Couchant lion flanked by arum lilies.
A boy being chastised by another boy wielding a birch, with a third boy holding him down.
Battle between two winged dragons, flanked by clusters of foliage.
Grotesque face with foliage issuing from its mouth. Fruit and foliage at the sides. The following five carvings are 18th century:
Foliage, possibly including an animal.
A face formed by foliage with a bearded face at one side and a clean-shaven one on the other.
An animal in foliage.
Serpents in foliage with flowers, fruit and berries at the sides.
A winged dragon and possibly a serpent.
South side - lower row, from the west
A woman knocking down a man with her distaff (a staff on which wool or flax was wound for spinning). The man tries to protect his head. On the right is a boy pulling a face and on the left is a jester wearing an eared cap.
A man is thrashed by a woman with a birch rod, apparently for having broken her distaff.
Man and woman seated. A boy on the right holds a bird. On the left is a naked child.
A savage with a shield protecting himself from another savage who is shooting at him with a bow and arrow. Large flowers on either side.
Two boys cock fighting. On the right a boy rides a hobby horse. On the left a boy holds a shield and a “whirligig” toy.
Two monsters, one winged. Nuts and foliage at the sides.
Group of monkeys, one feeding a female who holds her baby. On the right a chained monkey drinks from a flask and on the left a chained bear plays the bagpipes. The following ten carvings are 18th century:
Serpents in foliage with clawed monsters with human heads at the sides.
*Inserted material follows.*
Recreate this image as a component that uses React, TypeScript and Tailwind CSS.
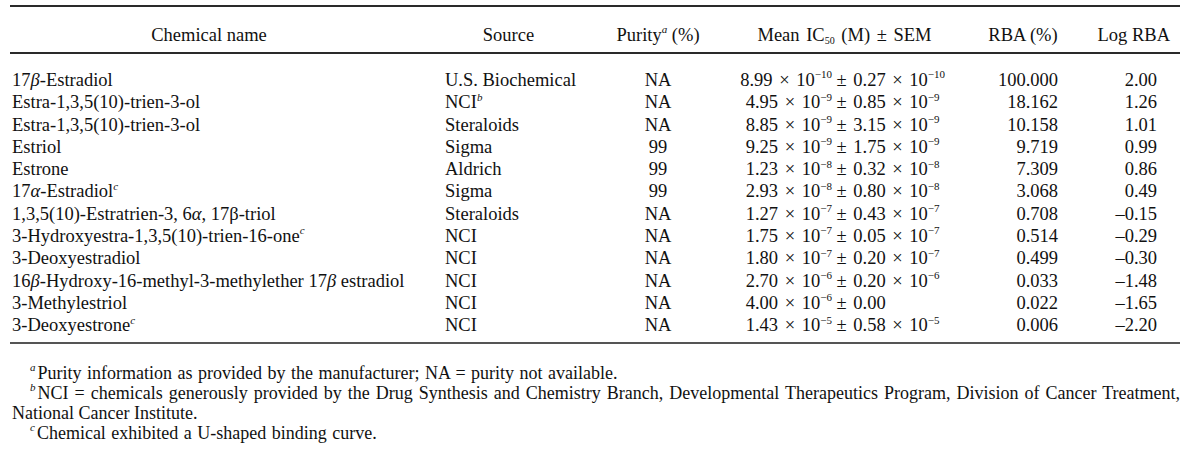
import React from "react";

type Row = {
  name: React.ReactNode;
  source: React.ReactNode;
  purity: string;
  a: string;
  ae: string;
  b: string;
  be?: string;
  rba: string;
  log: string;
};

const Sup = ({ children, italic }: { children: React.ReactNode; italic?: boolean }) => (
  <sup className={`text-[11px] top-[-0.7em] ${italic ? "italic" : ""}`}>{children}</sup>
);

const Beta = () => <span className="italic">β</span>;
const Alpha = () => <span className="italic">α</span>;

const rows: Row[] = [
  { name: <>17<Beta />-Estradiol</>, source: "U.S. Biochemical", purity: "NA", a: "8.99", ae: "−10", b: "0.27", be: "−10", rba: "100.000", log: "2.00" },
  { name: "Estra-1,3,5(10)-trien-3-ol", source: <>NCI<Sup italic>b</Sup></>, purity: "NA", a: "4.95", ae: "−9", b: "0.85", be: "−9", rba: "18.162", log: "1.26" },
  { name: "Estra-1,3,5(10)-trien-3-ol", source: "Steraloids", purity: "NA", a: "8.85", ae: "−9", b: "3.15", be: "−9", rba: "10.158", log: "1.01" },
  { name: "Estriol", source: "Sigma", purity: "99", a: "9.25", ae: "−9", b: "1.75", be: "−9", rba: "9.719", log: "0.99" },
  { name: "Estrone", source: "Aldrich", purity: "99", a: "1.23", ae: "−8", b: "0.32", be: "−8", rba: "7.309", log: "0.86" },
  { name: <>17<Alpha />-Estradiol<Sup italic>c</Sup></>, source: "Sigma", purity: "99", a: "2.93", ae: "−8", b: "0.80", be: "−8", rba: "3.068", log: "0.49" },
  { name: <>1,3,5(10)-Estratrien-3, 6<Alpha />, 17β-triol</>, source: "Steraloids", purity: "NA", a: "1.27", ae: "−7", b: "0.43", be: "−7", rba: "0.708", log: "–0.15" },
  { name: <>3-Hydroxyestra-1,3,5(10)-trien-16-one<Sup italic>c</Sup></>, source: "NCI", purity: "NA", a: "1.75", ae: "−7", b: "0.05", be: "−7", rba: "0.514", log: "–0.29" },
  { name: "3-Deoxyestradiol", source: "NCI", purity: "NA", a: "1.80", ae: "−7", b: "0.20", be: "−7", rba: "0.499", log: "–0.30" },
  { name: <>16<Beta />-Hydroxy-16-methyl-3-methylether 17<Beta /> estradiol</>, source: "NCI", purity: "NA", a: "2.70", ae: "−6", b: "0.20", be: "−6", rba: "0.033", log: "–1.48" },
  { name: "3-Methylestriol", source: "NCI", purity: "NA", a: "4.00", ae: "−6", b: "0.00", rba: "0.022", log: "–1.65" },
  { name: <>3-Deoxyestrone<Sup italic>c</Sup></>, source: "NCI", purity: "NA", a: "1.43", ae: "−5", b: "0.58", be: "−5", rba: "0.006", log: "–2.20" },
];

const grid = "grid grid-cols-[431px_171px_92px_128px_153px_76px_119px]";

export default function App() {
  return (
    <div className="w-[1187px] h-[455px] bg-white pl-[10px] pr-[7px] pt-[5px] font-['Liberation_Serif','Times_New_Roman',serif] text-[18.5px] text-[#111] overflow-hidden">
      <div className="h-[2px] bg-[#2a2a2a]" />
      <div className={`${grid} pt-[17px] pb-[6px] leading-[22px] whitespace-nowrap`}>
        <div className="text-center pr-[33px]">Chemical name</div>
        <div className="text-center pr-[36px]">Source</div>
        <div className="text-center">
          Purity<Sup italic>a</Sup> (%)
        </div>
        <div className="col-span-2 text-center [word-spacing:2px]">
          Mean IC<sub className="text-[10px]">50</sub> (M) ± SEM
        </div>
        <div className="text-center">RBA (%)</div>
        <div className="text-right pr-[10px]">Log RBA</div>
      </div>
      <div className="h-[2px] bg-[#2a2a2a]" />
      <div className="pt-[15px] pb-[5px]">
        {rows.map((r, i) => (
          <div key={i} className={`${grid} leading-[22.3px] whitespace-nowrap`}>
            <div className="pl-[2px]">{r.name}</div>
            <div className="pl-[4px]">{r.source}</div>
            <div className="text-center">{r.purity}</div>
            <div className="text-right [word-spacing:2px]">
              {r.a} × 10<Sup>{r.ae}</Sup>
            </div>
            <div className="pl-[4.5px] [word-spacing:2px]">
              ± {r.b}
              {r.be ? (
                <>
                  {" "}× 10<Sup>{r.be}</Sup>
                </>
              ) : null}
            </div>
            <div className="text-right pr-[3px]">{r.rba}</div>
            <div className="text-right pr-[23px]">{r.log}</div>
          </div>
        ))}
      </div>
      <div className="h-[2px] bg-[#555]" />
      <div className="pt-[19px] leading-[20px] text-[18px]">
        <div className="pl-[20px] [word-spacing:1px]">
          <Sup italic>a</Sup>
          <span className="ml-[2px]">Purity information as provided by the manufacturer; NA = purity not available.</span>
        </div>
        <div className="pl-[20px] text-justify [text-align-last:justify] [word-spacing:-1px]">
          <Sup italic>b</Sup>
          <span className="ml-[2px]">NCI = chemicals generously provided by the Drug Synthesis and Chemistry Branch, Developmental Therapeutics Program, Division of Cancer Treatment,</span>
        </div>
        <div className="pl-[2px]">National Cancer Institute.</div>
        <div className="pl-[20px] [word-spacing:1px]">
          <Sup italic>c</Sup>
          <span className="ml-[2px]">Chemical exhibited a U-shaped binding curve.</span>
        </div>
      </div>
    </div>
  );
}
A winged beast, with flowers at either side.
A grinning lion, with flowers at either side.
A face with foliage issuing from the mouth.
A large globe shaped flower with open flowers at the sides.
Possibly a serpent attacking a bird in a tree.
A wild boar attacked by a monster.
A mass of serpents heads, with a bearded human head and ivy leaves at one side.
Foliage and possibly serpents.
Foliage with a coiled serpent on one side.